┌──
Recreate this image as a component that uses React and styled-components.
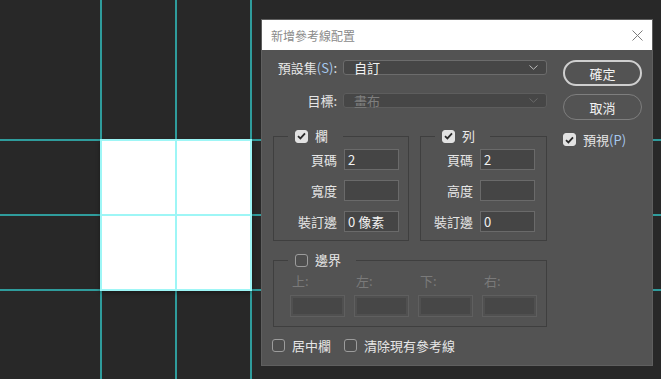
import React from 'react'
import styled, { createGlobalStyle } from 'styled-components'

const GlobalStyle = createGlobalStyle`
  html, body {
    margin: 0;
    padding: 0;
    background: #282828;
  }
  body {
    font-family: "Noto Sans CJK TC", "Noto Sans", sans-serif;
  }
`

const Check = ({ checked }) => (
  <Box checked={checked}>
    {checked && (
      <svg width='9' height='8' viewBox='0 0 9 8'>
        <path d='M1 4.2 L3.4 6.4 L8 1.4' fill='none' stroke='#2b2b2b' strokeWidth='1.8' />
      </svg>
    )}
  </Box>
)

const Chevron = ({ dim }) => (
  <svg width='9' height='5' viewBox='0 0 9 5'>
    <path d='M0.5 0.5 L4.5 4.2 L8.5 0.5' fill='none' stroke={dim ? '#6a6a6a' : '#bdbdbd'} strokeWidth='1' />
  </svg>
)

const App = () => (
  <Desktop>
    <GlobalStyle />
    <Guide vertical pos={100} />
    <Guide vertical pos={175} />
    <Guide vertical pos={250} />
    <Guide pos={139} />
    <Guide pos={214} />
    <Guide pos={289} />
    <Artboard>
      <ArtLine vertical />
      <ArtLine />
    </Artboard>

    <Dialog>
      <TitleBar>
        <span>新增參考線配置</span>
        <svg width='11' height='11' viewBox='0 0 11 11'>
          <path d='M0.5 0.5 L10.5 10.5 M10.5 0.5 L0.5 10.5' stroke='#7c7c7c' strokeWidth='1' />
        </svg>
      </TitleBar>
      <Body>
        <MainCol>
          <FormRow>
            <Label>預設集<Key>(S)</Key>:</Label>
            <Select>
              <span>自訂</span>
              <Chevron />
            </Select>
          </FormRow>
          <FormRow top={18}>
            <Label>目標:</Label>
            <Select disabled>
              <span>畫布</span>
              <Chevron dim />
            </Select>
          </FormRow>

          <GroupRow>
            <Group width={136}>
              <Legend>
                <Check checked />
                <span>欄</span>
              </Legend>
              <FieldGrid right={9}>
                <FieldLabel>頁碼</FieldLabel>
                <Field>2</Field>
                <FieldLabel>寬度</FieldLabel>
                <Field />
                <FieldLabel>裝訂邊</FieldLabel>
                <Field>0 像素</Field>
              </FieldGrid>
            </Group>
            <Group width={127}>
              <Legend>
                <Check checked />
                <span>列</span>
              </Legend>
              <FieldGrid right={11}>
                <FieldLabel>頁碼</FieldLabel>
                <Field>2</Field>
                <FieldLabel>高度</FieldLabel>
                <Field />
                <FieldLabel>裝訂邊</FieldLabel>
                <Field>0</Field>
              </FieldGrid>
            </Group>
          </GroupRow>

          <Group width={274} top={12}>
            <Legend>
              <Check />
              <span>邊界</span>
            </Legend>
            <MarginGrid>
              <SideLabel>上:</SideLabel>
              <SideLabel>左:</SideLabel>
              <SideLabel>下:</SideLabel>
              <SideLabel>右:</SideLabel>
              <SideField />
              <SideField />
              <SideField />
              <SideField />
            </MarginGrid>
          </Group>

          <OptionRow>
            <Option>
              <Check />
              <span>居中欄</span>
            </Option>
            <Option>
              <Check />
              <span>清除現有參考線</span>
            </Option>
          </OptionRow>
        </MainCol>

        <SideCol>
          <Button primary>確定</Button>
          <Button>取消</Button>
          <Option top={4}>
            <Check checked />
            <span>預視<Key>(P)</Key></span>
          </Option>
        </SideCol>
      </Body>
    </Dialog>
  </Desktop>
)

const Desktop = styled.div`
  position: relative;
  width: 661px;
  height: 379px;
  overflow: hidden;
  background: #282828;
`

const Guide = styled.div`
  position: absolute;
  background: #2f9c9c;
  ${p => p.vertical
    ? `left: ${p.pos}px; top: 0; width: 2px; height: 100%;`
    : `top: ${p.pos}px; left: 0; height: 2px; width: 100%;`}
`

const Artboard = styled.div`
  position: absolute;
  left: 100px;
  top: 139px;
  width: 152px;
  height: 152px;
  box-sizing: border-box;
  background: #fff;
  border: 2px solid #9ef6f6;
  box-shadow: 0 2px 4px rgba(0, 0, 0, 0.35);
`

const ArtLine = styled.div`
  position: absolute;
  background: #9ef6f6;
  ${p => p.vertical
    ? 'left: 73px; top: 0; width: 2px; height: 100%;'
    : 'top: 73px; left: 0; height: 2px; width: 100%;'}
`

const Dialog = styled.div`
  position: absolute;
  left: 261px;
  top: 19px;
  width: 392px;
  height: 347px;
  box-sizing: border-box;
  border: 1px solid #5f5f5f;
  background: #535353;
  display: flex;
  flex-direction: column;
  color: #e6e6e6;
  font-size: 13px;
`

const TitleBar = styled.div`
  height: 30px;
  flex: none;
  background: #fff;
  display: flex;
  align-items: center;
  justify-content: space-between;
  padding: 0 9px 0 9px;
  font-size: 12px;
  color: #8a8a8a;
`

const Body = styled.div`
  display: flex;
  gap: 16px;
  padding: 10px 0 0 11px;
`

const MainCol = styled.div`
  width: 274px;
  display: flex;
  flex-direction: column;
`

const SideCol = styled.div`
  width: 79px;
  display: flex;
  flex-direction: column;
  gap: 8px;
`

const FormRow = styled.div`
  display: flex;
  align-items: center;
  gap: 6px;
  height: 15px;
  margin-top: ${p => p.top || 0}px;
`

const Label = styled.div`
  width: 64px;
  text-align: right;
  line-height: 15px;
  white-space: nowrap;
`

const Key = styled.span`
  color: #a6c8ee;
`

const Select = styled.div`
  width: 204px;
  height: 15px;
  box-sizing: border-box;
  border: 1px solid ${p => p.disabled ? '#5d5d5d' : '#6c6c6c'};
  border-radius: 3px;
  background: #464646;
  display: flex;
  align-items: center;
  justify-content: space-between;
  padding: 0 8px 0 10px;
  line-height: 13px;
  color: ${p => p.disabled ? '#7e7e7e' : '#f2f2f2'};
`

const GroupRow = styled.div`
  display: flex;
  gap: 11px;
  margin-top: 21px;
`

const Group = styled.fieldset`
  margin: ${p => p.top || 0}px 0 0 0;
  padding: 0;
  width: ${p => p.width}px;
  box-sizing: border-box;
  min-width: 0;
  border: 1px solid #3f3f3f;
`

const Legend = styled.legend`
  margin-left: 14px;
  padding: 0 15px 0 7px;
  height: 14px;
  display: flex;
  align-items: center;
  gap: 7px;
  line-height: 14px;
  color: #e8e8e8;
`

const Box = styled.span`
  width: 13px;
  height: 13px;
  flex: none;
  box-sizing: border-box;
  border-radius: 3px;
  display: inline-flex;
  align-items: center;
  justify-content: center;
  background: ${p => p.checked ? '#e2e2e2' : '#4e4e4e'};
  border: 1px solid ${p => p.checked ? '#e2e2e2' : '#9c9c9c'};
`

const FieldGrid = styled.div`
  display: grid;
  grid-template-columns: auto 55px;
  justify-content: end;
  align-items: center;
  column-gap: 7px;
  row-gap: 10px;
  padding: 6px ${p => p.right}px 8px 0;
`

const FieldLabel = styled.div`
  text-align: right;
  white-space: nowrap;
`

const Field = styled.div`
  height: 21px;
  box-sizing: border-box;
  border: 1px solid #6a6a6a;
  background: #454545;
  padding-left: 3px;
  line-height: 19px;
  color: #f2f2f2;
  white-space: nowrap;
`

const MarginGrid = styled.div`
  display: grid;
  grid-template-columns: repeat(4, 55px);
  grid-template-rows: 14px 22px;
  column-gap: 9px;
  row-gap: 7px;
  padding: 7px 8px 9px 16px;
`

const SideLabel = styled.div`
  padding-left: 2px;
  line-height: 14px;
  color: #7a7a7a;
`

const SideField = styled.div`
  box-sizing: border-box;
  border: 1px solid #5f5f5f;
  background: #474747;
  box-shadow: inset 0 0 0 2px #505050;
`

const OptionRow = styled.div`
  display: flex;
  gap: 13px;
  margin: 11px 0 0 -1px;
`

const Option = styled.div`
  display: flex;
  align-items: center;
  gap: 7px;
  height: 15px;
  line-height: 15px;
  margin-top: ${p => p.top || 0}px;
  white-space: nowrap;
`

const Button = styled.div`
  height: 26px;
  box-sizing: border-box;
  border-radius: 13px;
  border: ${p => p.primary ? '2px solid #cfcfcf' : '1px solid #7e7e7e'};
  display: flex;
  align-items: center;
  justify-content: center;
  color: #f2f2f2;
`

export default App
└──
Goal of the exercise
List every line above containing the word "components".

The output
Recreate this image as a component that uses React and styled-components.
import styled, { createGlobalStyle } from 'styled-components'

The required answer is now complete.